Meghan McCormick
Research Associate, Family Well-Being and Children’s Development

McCormick’s work uses experimental and quasi-experimental approaches to estimate the impacts of school- and home-based programs and policies on low-income children’s academic, behavioral, and social-emotional outcomes. She is particularly focused on using innovative methods to explain the mechanisms behind program impacts, and on identifying strategies to ameliorate the negative effects of poverty on children’s development. McCormick is the project director and a lead impact investigator for the Expanding Children’s Early Learning (ExCEL) P-3: Promoting Sustained Gains from Preschool to Third Grade study. She is the deputy project director on a randomized controlled trial of Child First, a home visiting program for high-risk families. McCormick is also a co-principal investigator with colleagues at New York University on an Institute of Education Sciences (IES)-funded follow-up study of the social-emotional learning program INSIGHTS into Children’s Temperament. She is currently contributing to new work that continues the efforts of the Building Bridges and Bonds study to identify promising family-strengthening interventions for parents involved in the criminal justice system. McCormick also conducted daily diary analysis and implementation research for the Supporting Healthy Marriage project.
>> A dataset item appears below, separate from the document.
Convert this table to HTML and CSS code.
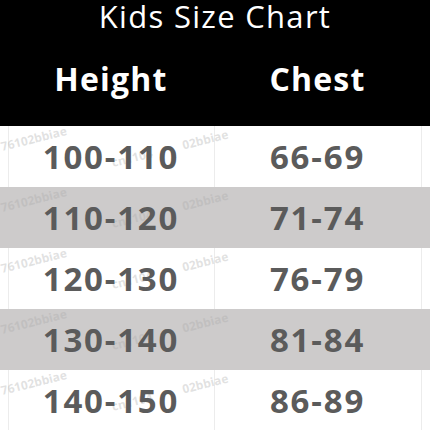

She received her PhD in applied psychology and quantitative methods from New York University in 2015, where she was an IES predoctoral fellow and a National Academy of Education/Spencer dissertation fellow. She was awarded the IES Outstanding Predoctoral Fellow Award in 2016, and also received a New York City Early Childhood Research Network Early Career Scholars Award in 2018. McCormick holds an AB in public affairs from Princeton University’s Woodrow Wilson School.